Features
Fires Cancel Terra Vibe
The fires that have already cost 65 lives and left more than 16,000 homeless also forced the last-minute cancellation of Big Star’s Terra Vibe Festival.
The August 29 one-dayer featuring The Smashing Pumpkins, Manic Street Preachers and Kasabian was scrapped three days earlier under instruction from the department of civil protection.
"We already knew that it couldn’t happen because we’d spent the weekend watching TV news coverage of the fires. One was in a village that’s only 25 miles away and that killed five people," said Big Star press chief Demetra Madzouka, who described the disaster as being of "biblical proportions."
"The festival’s not important in the light of what’s been happening here and our hearts are with all those who’ve been affected by it," she added.
One fire broke out on the Terra Vibe site at Malakasa, although firemen contained it before any real damage was done.

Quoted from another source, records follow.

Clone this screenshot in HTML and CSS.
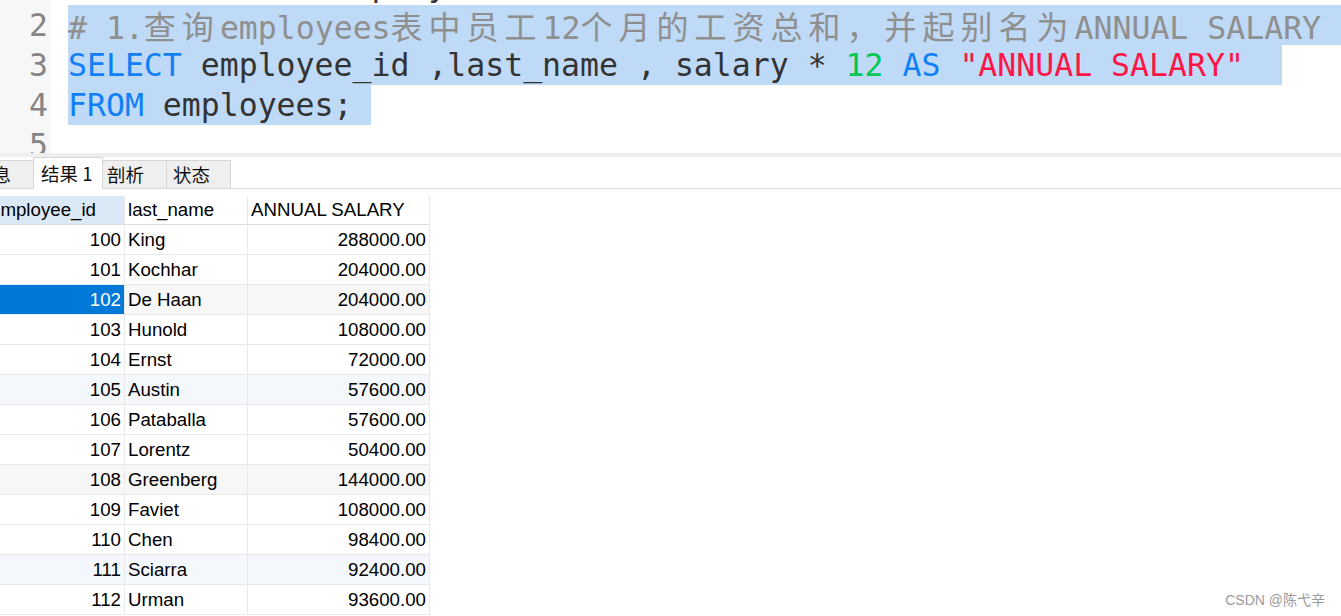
FILE: index.html
```html
<!DOCTYPE html>
<html lang="zh">
<head>
<meta charset="utf-8">
<title>SQL</title>
<link rel="stylesheet" href="styles.css">
</head>
<body>
<div class="editor">
  <div class="lines">
    <div class="line"><span class="ln">1</span><span class="code"><span class="kw">SELECT</span> * <span class="kw">FROM</span> employees;</span></div>
    <div class="line"><span class="ln">2</span><span class="code sel fill cm"># 1.<span class="cjk">查询</span>employees<span class="cjk">表中员工</span>12<span class="cjk">个月的工资总和，并起别名为</span>ANNUAL SALARY</span></div>
    <div class="line"><span class="ln">3</span><span class="code sel"><span class="kw">SELECT</span> employee_id ,last_name , salary * <span class="num">12</span> <span class="kw">AS</span> <span class="str">"ANNUAL SALARY"</span>  </span></div>
    <div class="line"><span class="ln">4</span><span class="code sel"><span class="kw">FROM</span> employees; </span></div>
    <div class="line"><span class="ln">5</span><span class="code"></span></div>
  </div>
</div>
<div class="splitter"></div>
<div class="tabs">
  <div class="tab t-info">信息</div>
  <div class="tab active t-res">结果 1</div>
  <div class="tab t-prof">剖析</div>
  <div class="tab t-stat">状态</div>
</div>
<div class="grid">
  <div class="hd hd-sort">employee_id</div><div class="hd">last_name</div><div class="hd">ANNUAL SALARY</div>
  <div class="c r">100</div><div class="c">King</div><div class="c r">288000.00</div>
  <div class="c r">101</div><div class="c">Kochhar</div><div class="c r">204000.00</div>
  <div class="c r gy cur">102</div><div class="c gy">De Haan</div><div class="c r gy">204000.00</div>
  <div class="c r">103</div><div class="c">Hunold</div><div class="c r">108000.00</div>
  <div class="c r">104</div><div class="c">Ernst</div><div class="c r">72000.00</div>
  <div class="c r bl">105</div><div class="c bl">Austin</div><div class="c r bl">57600.00</div>
  <div class="c r">106</div><div class="c">Pataballa</div><div class="c r">57600.00</div>
  <div class="c r">107</div><div class="c">Lorentz</div><div class="c r">50400.00</div>
  <div class="c r gy">108</div><div class="c gy">Greenberg</div><div class="c r gy">144000.00</div>
  <div class="c r">109</div><div class="c">Faviet</div><div class="c r">108000.00</div>
  <div class="c r">110</div><div class="c">Chen</div><div class="c r">98400.00</div>
  <div class="c r bl">111</div><div class="c bl">Sciarra</div><div class="c r bl">92400.00</div>
  <div class="c r">112</div><div class="c">Urman</div><div class="c r">93600.00</div>
</div>
<div class="mark">CSDN @陈弋辛</div>
</body>
</html>
```
FILE: styles.css
```css
html, body {
  margin: 0;
  padding: 0;
  background: #ffffff;
  overflow: hidden;
}
body {
  width: 1341px;
  height: 616px;
  position: relative;
  font-family: "Liberation Sans", "Noto Sans CJK SC", sans-serif;
}
.editor {
  height: 153px;
  overflow: hidden;
}
.lines {
  margin-top: -35px;
}
.line {
  display: flex;
  height: 40px;
  line-height: 40px;
  font-family: "DejaVu Sans Mono", "Noto Sans CJK SC", monospace;
  font-size: 31.5px;
  color: #333333;
}
.ln {
  flex: none;
  width: 51px;
  box-sizing: border-box;
  padding-right: 3px;
  text-align: right;
  background: #f7f7f7;
  color: #858585;
}
.code {
  margin-left: 17px;
  white-space: pre;
  height: 40px;
}
.sel {
  background: #bfdaf7;
}
.fill {
  flex: 1;
}
.cm {
  color: #8f8f8f;
}
.cjk {
  font-family: "Noto Sans CJK SC", sans-serif;
  font-size: 32px;
  letter-spacing: 6px;
}
.kw {
  color: #1280f5;
}
.num {
  color: #00c853;
}
.str {
  color: #ff1446;
}
.splitter {
  height: 4px;
  background: #efefef;
}
.tabs {
  display: flex;
  align-items: flex-end;
  height: 32px;
  margin-left: -35px;
  border-bottom: 1px solid #dedede;
  box-sizing: border-box;
}
.tab {
  box-sizing: border-box;
  height: 29px;
  line-height: 27px;
  background: #efefef;
  border: 1px solid #d6d6d6;
  font-family: "Noto Sans CJK SC", sans-serif;
  font-size: 18.5px;
  color: #111111;
  margin-bottom: -1px;
  margin-right: -1px;
}
.tab.active {
  height: 32px;
  line-height: 30px;
  background: #ffffff;
  border-bottom-color: #ffffff;
  position: relative;
}
.t-info { width: 69px; padding-left: 8px; }
.t-res { width: 70px; padding-left: 7px; }
.t-prof { width: 65px; padding-left: 4px; }
.t-stat { width: 65px; padding-left: 6px; }
.grid {
  display: grid;
  grid-template-columns: 138px 123px 182px;
  margin-left: -13px;
  margin-top: 7px;
  font-size: 18.7px;
  color: #000000;
}
.hd, .c {
  box-sizing: border-box;
  border-right: 1px solid #e9e9e9;
  border-bottom: 1px solid #e9e9e9;
  padding: 0 3px;
  white-space: nowrap;
  overflow: hidden;
}
.hd {
  height: 29px;
  line-height: 28px;
  border-bottom-color: #dddddd;
}
.hd-sort {
  background: #dbe9f7;
}
.c {
  height: 30px;
  line-height: 29px;
}
.r {
  text-align: right;
}
.gy {
  background: #f7f7f7;
}
.bl {
  background: #f4f8fc;
}
.cur {
  background: #0078d7;
  color: #ffffff;
}
.mark {
  position: absolute;
  right: 16px;
  bottom: 7px;
  font-size: 14px;
  color: #9a9a9a;
}
```
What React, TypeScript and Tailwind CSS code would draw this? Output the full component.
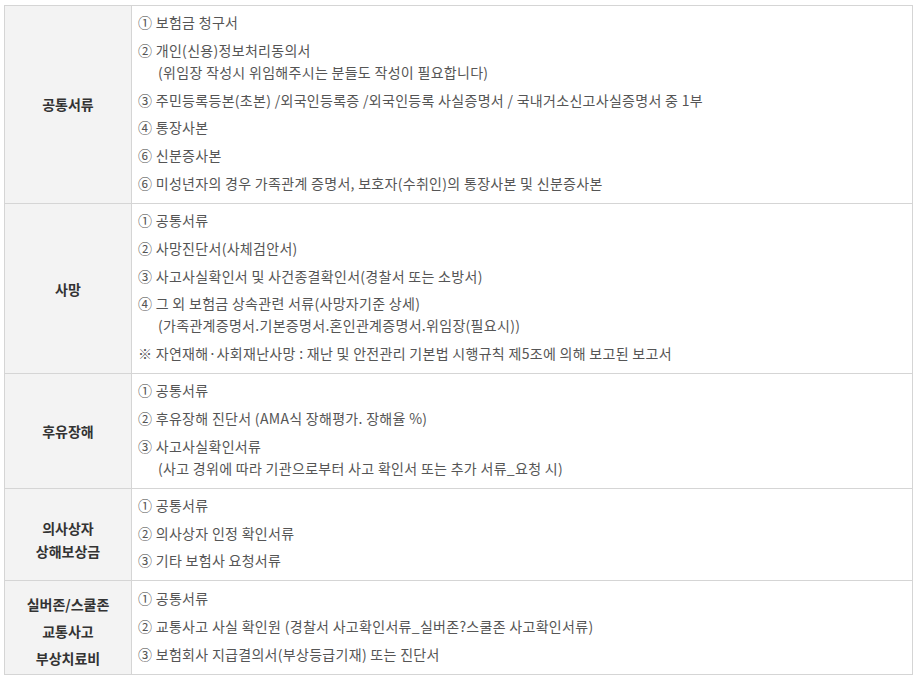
type Row = {
  title: string[];
  titleClass: string;
  items: { text: string; sub?: string }[];
};

const rows: Row[] = [
  {
    title: ["공통서류"],
    titleClass: "leading-[22px]",
    items: [
      { text: "① 보험금 청구서" },
      {
        text: "② 개인(신용)정보처리동의서",
        sub: "(위임장 작성시 위임해주시는 분들도 작성이 필요합니다)",
      },
      {
        text: "③ 주민등록등본(초본) /외국인등록증 /외국인등록 사실증명서 / 국내거소신고사실증명서 중 1부",
      },
      { text: "④ 통장사본" },
      { text: "⑥ 신분증사본" },
      { text: "⑥ 미성년자의 경우 가족관계 증명서, 보호자(수취인)의 통장사본 및 신분증사본" },
    ],
  },
  {
    title: ["사망"],
    titleClass: "leading-[22px]",
    items: [
      { text: "① 공통서류" },
      { text: "② 사망진단서(사체검안서)" },
      { text: "③ 사고사실확인서 및 사건종결확인서(경찰서 또는 소방서)" },
      {
        text: "④ 그 외 보험금 상속관련 서류(사망자기준 상세)",
        sub: "(가족관계증명서.기본증명서.혼인관계증명서.위임장(필요시))",
      },
      { text: "※ 자연재해·사회재난사망 : 재난 및 안전관리 기본법 시행규칙 제5조에 의해 보고된 보고서" },
    ],
  },
  {
    title: ["후유장해"],
    titleClass: "leading-[22px]",
    items: [
      { text: "① 공통서류" },
      { text: "② 후유장해 진단서 (AMA식 장해평가. 장해율 %)" },
      {
        text: "③ 사고사실확인서류",
        sub: "(사고 경위에 따라 기관으로부터 사고 확인서 또는 추가 서류_요청 시)",
      },
    ],
  },
  {
    title: ["의사상자", "상해보상금"],
    titleClass: "leading-[23px] pt-[10px]",
    items: [
      { text: "① 공통서류" },
      { text: "② 의사상자 인정 확인서류" },
      { text: "③ 기타 보험사 요청서류" },
    ],
  },
  {
    title: ["실버존/스쿨존", "교통사고", "부상치료비"],
    titleClass: "leading-[27px] pt-[10px] pb-[2px]",
    items: [
      { text: "① 공통서류" },
      { text: "② 교통사고 사실 확인원 (경찰서 사고확인서류_실버존?스쿨존 사고확인서류)" },
      { text: "③ 보험회사 지급결의서(부상등급기재) 또는 진단서" },
    ],
  },
];

export default function App() {
  return (
    <div
      className="bg-white w-[917px] h-[681px] pt-[5px] pl-[4px]"
      style={{ fontFamily: '"Noto Sans CJK KR", "Noto Sans", sans-serif' }}
    >
      <table className="w-[909px] border-collapse border border-[#d5d5d5] text-[14px]">
        <tbody>
          {rows.map((row) => (
            <tr key={row.title.join("")} className="border-b border-[#d5d5d5]">
              <th
                className={`w-[127px] bg-[#f3f3f3] border-r border-[#d5d5d5] text-center align-middle font-bold text-[#333] ${row.titleClass}`}
              >
                {row.title.map((t) => (
                  <div key={t}>{t}</div>
                ))}
              </th>
              <td className="pl-[6px] pr-2 pt-[5px] pb-[9px] align-middle text-[#555] tracking-[0.3px]">
                <div className="flex flex-col gap-[5.8px]">
                  {row.items.map((item) => (
                    <div key={item.text} className="leading-[22px]">
                      <div>{item.text}</div>
                      {item.sub && <div className="pl-[20px]">{item.sub}</div>}
                    </div>
                  ))}
                </div>
              </td>
            </tr>
          ))}
        </tbody>
      </table>
    </div>
  );
}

The entire area has been rated as being four out of four on the risk scale.
Police suspect that at least some of the fires were started by arsonists and have made seven arrests, although six of the suspects have since been released without charge.
Greek Prime Minister Costas Karamanlis has suggested the fires could have been started by political extremists in the run-up to the September 16 general elections.
"So many fires sparked simultaneously in so many places is no coincidence," he told international newswires, vowing to punish those responsible.
Other theories suggest the fires were started by developers who feel they have more chance of getting permission to rebuild on areas once they’ve been razed to the ground, although some still think the disaster is due to nothing more than the fact the recent heat wave has left some of the country’s wooded areas like a tinderbox.
The latest national opinion poll shows the ruling New Democracy party’s lead over the Socialist opposition was cut from 5 percent to a little less than 1 percent during the week after the fires started.
Socialist leader George Papandreou has called on the government to prove its arson case or stop making the accusations, claiming that it’s doing nothing but destabilizing the country.
On August 27, 2,000 people demonstrated in front of the Greek parliament to show their displeasure at the government’s earlier efforts at fighting the blazes. Another demonstration was planned for September 4.
The government has since granted instant aid to the distressed families of about euro 3,000 for the loss of a home and about euro 10,000 for the loss of a family member, although its critics are suggesting that Karamanlis has only acted so quickly in a last-ditch bid to hang on to power.
The payouts began on August 29, apparently underwritten by European Union aid, as firefighters gained ground on the dozens of fires that have scorched 180,000 hectares of the Greek countryside.
Big Star has already claimed the cancellation is a result of force majeure — the country’s still under a state of national emergency – and has requested the acts return their deposit payments before Big Star starts ticket refunds on September 18th.